La vie éternelle commence dès aujourd'hui.
Si elle ne se vit pas dès ici-bas, comment pourrait-elle se déployer au-delà ? Mais si, fidèles à la prière et à la charité fraternelle, la petite flamme de notre bonne volonté brille encore dans la nuit des épreuves, alors nous entrevoyons dès maintenant quelque traits du visage bien-aimé. Alors, après les ténèbres de la mort, «nous le verrons tel qu'il est ». (1Jn 3, 2)

Les fiancées folles n'ont pas su être prêtes. Elles ont laissé mourir en elles le désir de Dieu. La lampe de leur cœur ne donne plus la moindre fumée. Elles sont éteintes, mortes. Elles ont pris la liberté insensée de ne pas entrer à la noce. Et pour la rencontre décisive avec Dieu, personne ne peut aimer à leur place.

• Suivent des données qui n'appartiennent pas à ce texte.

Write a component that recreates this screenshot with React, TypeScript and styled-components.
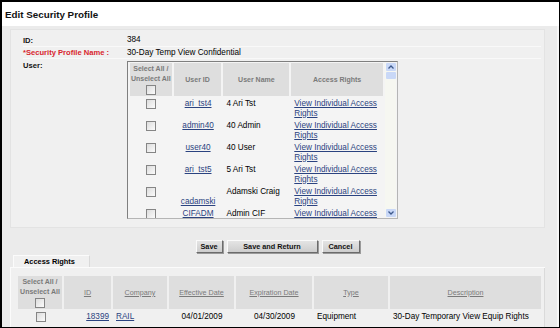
import React from "react";
import styled, { createGlobalStyle, css } from "styled-components";

const GlobalStyle = createGlobalStyle`
  html, body {
    margin: 0;
    padding: 0;
    background: #fff;
  }
  body {
    font-family: "Liberation Sans", Arial, sans-serif;
    font-size: 8.2px;
    color: #000;
  }
`;

const Frame = styled.div`
  box-sizing: border-box;
  width: 560px;
  height: 328px;
  border: 1px solid #000;
  border-top-width: 2px;
  border-left-width: 2px;
  display: flex;
  flex-direction: column;
  background: #fff;
  overflow: hidden;
`;

const Title = styled.h1`
  margin: 0;
  height: 24px;
  padding-left: 3px;
  display: flex;
  align-items: center;
  font-size: 9.8px;
  font-weight: bold;
  color: #111;
`;

const Content = styled.div`
  flex: 1;
  background: #ebebeb;
  padding: 3px 12px 0 8px;
  display: flex;
  flex-direction: column;
  border-right: 2px solid #f6f6f6;
`;

const FormPanel = styled.div`
  background: #f0f0f0;
  border: 1px solid #e3e3e3;
  padding: 4px 3px 8px 12px;
`;

const FormRow = styled.div`
  display: grid;
  grid-template-columns: 104px 1fr;
  line-height: 11px;
  border-bottom: 1px solid #f9f9f9;
  &:last-child {
    border-bottom: none;
  }
`;

const Label = styled.div<{ $required?: boolean }>`
  font-weight: bold;
  font-size: 7.6px;
  color: ${(p) => (p.$required ? "#d8262e" : "#111")};
  padding-top: ${(p) => (p.$required ? 0 : 1)}px;
`;

const Value = styled.div`
  font-size: 8.2px;
`;

const ListBox = styled.div`
  margin-top: 2px;
  width: 271px;
  height: 158px;
  box-sizing: border-box;
  border: 1px solid #7f7f7f;
  border-right-color: #b5b5b5;
  border-bottom-color: #b5b5b5;
  background: #f4f4f4;
  display: flex;
  overflow: hidden;
`;

const ListScroll = styled.div`
  flex: 1;
  overflow: hidden;
`;

const Table = styled.table`
  border-collapse: separate;
  border-spacing: 2px 1px;
  line-height: 9.5px;
`;

const HeadCell = styled.th<{ $w: number; $link?: boolean }>`
  width: ${(p) => p.$w}px;
  background: #dedede;
  color: #7a7a7a;
  font-size: 7px;
  font-weight: bold;
  text-align: center;
  vertical-align: middle;
  padding: 1px 0;
  ${(p) =>
    p.$link &&
    css`
      text-decoration: underline;
      font-weight: normal;
      font-size: 7.2px;
    `}
`;

const Cell = styled.td<{ $align?: string; $valign?: string }>`
  text-align: ${(p) => p.$align || "left"};
  vertical-align: ${(p) => p.$valign || "top"};
  padding: 2px 2px 0 3px;
  font-size: 8.2px;
  white-space: nowrap;
`;

const WrapCell = styled(Cell)`
  white-space: normal;
`;

const Link = styled.a`
  color: #2b4380;
  text-decoration: underline;
  cursor: pointer;
`;

const Check = styled.span`
  display: inline-block;
  width: 8px;
  height: 8px;
  border: 1px solid #858585;
  background: linear-gradient(135deg, #dcdcdc, #fbfbfb);
  vertical-align: middle;
`;

const HeadCheck = styled(Check)`
  margin-top: 2px;
`;

const Scrollbar = styled.div`
  width: 11px;
  margin: 1px 1px 1px 0;
  background: #f6f7f1;
  display: flex;
  flex-direction: column;
  align-items: center;
`;

const ScrollArrow = styled.div`
  width: 10px;
  height: 8px;
  background: #c9d8f7;
  border-radius: 1px;
  display: flex;
  align-items: center;
  justify-content: center;
`;

const Thumb = styled.div`
  width: 10px;
  height: 7px;
  margin-top: 1px;
  background: #c9d8f7;
  border-radius: 1px;
  flex: none;
`;

const Spacer = styled.div`
  flex: 1;
`;

const ButtonBar = styled.div`
  display: flex;
  justify-content: center;
  gap: 4px;
  padding: 12px 0 2px;
`;

const Button = styled.button<{ $w: number }>`
  width: ${(p) => p.$w}px;
  height: 13px;
  padding: 0;
  font-family: "Liberation Sans", Arial, sans-serif;
  font-size: 7.3px;
  font-weight: bold;
  color: #111;
  background: linear-gradient(#e4e4e4, #cdcdcd);
  border: 1px solid #fafafa;
  border-right-color: #6b6b6b;
  border-bottom-color: #6b6b6b;
  box-shadow: 1px 1px 0 #9a9a9a;
  line-height: 11px;
`;

const TabStrip = styled.div`
  display: flex;
  padding-left: 3px;
  border-bottom: 1px solid #fbfbfb;
`;

const Tab = styled.div`
  width: 77px;
  height: 12px;
  box-sizing: border-box;
  padding-left: 10px;
  font-size: 7.4px;
  font-weight: bold;
  line-height: 12px;
  background: #f0f0f0;
  border: 1px solid #fbfbfb;
  border-bottom: none;
  border-right-color: #d9d9d9;
`;

const BottomPanel = styled.div`
  flex: 1;
  background: #f0f0f0;
  border-left: 1px solid #fbfbfb;
  border-right: 1px solid #dadada;
  padding: 7px 0 0 5px;
`;

const BottomTable = styled(Table)`
  border-spacing: 2px 1px;
`;

const Chevron = ({ up }: { up?: boolean }) => (
  <svg width="6" height="4" viewBox="0 0 6 4">
    <polyline
      points={up ? "0.5,3.5 3,1 5.5,3.5" : "0.5,0.5 3,3 5.5,0.5"}
      fill="none"
      stroke="#3e5a8c"
      strokeWidth="1.3"
    />
  </svg>
);

interface User {
  id: string;
  name: string;
  drop?: boolean;
}

const users: User[] = [
  { id: "ari_tst4", name: "4 Ari Tst" },
  { id: "admin40", name: "40 Admin" },
  { id: "user40", name: "40 User" },
  { id: "ari_tst5", name: "5 Ari Tst" },
  { id: "cadamski", name: "Adamski Craig", drop: true },
  { id: "CIFADM", name: "Admin CIF" },
];

export default function App() {
  return (
    <>
      <GlobalStyle />
      <Frame>
        <Title>Edit Security Profile</Title>
        <Content>
          <FormPanel>
            <FormRow>
              <Label>ID:</Label>
              <Value>384</Value>
            </FormRow>
            <FormRow>
              <Label $required>*Security Profile Name :</Label>
              <Value>30-Day Temp View Confidential</Value>
            </FormRow>
            <FormRow>
              <Label>User:</Label>
              <div>
                <ListBox>
                  <ListScroll>
                    <Table>
                      <thead>
                        <tr>
                          <HeadCell $w={42}>
                            Select All /<br />
                            Unselect All
                            <br />
                            <HeadCheck />
                          </HeadCell>
                          <HeadCell $w={48}>User ID</HeadCell>
                          <HeadCell $w={66}>User Name</HeadCell>
                          <HeadCell $w={93}>Access Rights</HeadCell>
                        </tr>
                      </thead>
                      <tbody>
                        {users.map((u) => (
                          <tr key={u.id}>
                            <Cell $align="center">
                              <Check />
                            </Cell>
                            <Cell $align="center" $valign={u.drop ? "bottom" : "top"}>
                              <Link>{u.id}</Link>
                            </Cell>
                            <Cell>{u.name}</Cell>
                            <WrapCell>
                              <Link>View Individual Access Rights</Link>
                            </WrapCell>
                          </tr>
                        ))}
                      </tbody>
                    </Table>
                  </ListScroll>
                  <Scrollbar>
                    <ScrollArrow>
                      <Chevron up />
                    </ScrollArrow>
                    <Thumb />
                    <Spacer />
                    <ScrollArrow>
                      <Chevron />
                    </ScrollArrow>
                  </Scrollbar>
                </ListBox>
              </div>
            </FormRow>
          </FormPanel>

          <ButtonBar>
            <Button $w={27}>Save</Button>
            <Button $w={91}>Save and Return</Button>
            <Button $w={38}>Cancel</Button>
          </ButtonBar>

          <TabStrip>
            <Tab>Access Rights</Tab>
          </TabStrip>
          <BottomPanel>
            <BottomTable>
              <thead>
                <tr>
                  <HeadCell $w={44}>
                    Select All /<br />
                    Unselect All
                    <br />
                    <HeadCheck />
                  </HeadCell>
                  <HeadCell $w={47} $link>ID</HeadCell>
                  <HeadCell $w={54} $link>Company</HeadCell>
                  <HeadCell $w={65} $link>Effective Date</HeadCell>
                  <HeadCell $w={76} $link>Expiration Date</HeadCell>
                  <HeadCell $w={74} $link>Type</HeadCell>
                  <HeadCell $w={151} $link>Description</HeadCell>
                </tr>
              </thead>
              <tbody>
                <tr>
                  <Cell $align="center">
                    <Check />
                  </Cell>
                  <Cell $align="right">
                    <Link>18399</Link>
                  </Cell>
                  <Cell>
                    <Link>RAIL</Link>
                  </Cell>
                  <Cell $align="center">04/01/2009</Cell>
                  <Cell $align="center">04/30/2009</Cell>
                  <Cell>Equipment</Cell>
                  <Cell>30-Day Temporary View Equip Rights</Cell>
                </tr>
              </tbody>
            </BottomTable>
          </BottomPanel>
        </Content>
      </Frame>
    </>
  );
}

Ne ratons pas maintenant le rendez-vous de l'amour. N'oublions pas Dieu, notre fiancé. Il faut veiller dans l'espérance, le désir et la prière. « Jésus » dit Jeanne d'Arc en mourant. Et Thérèse d'Avila, cent ans plus tard, murmure en expirant : « Il est temps de nous voir, mon aimé, mon Seigneur ». C'est de l'avoir attendu toute une vie qui leur fait goûter l'ivresse de la rencontre définitive.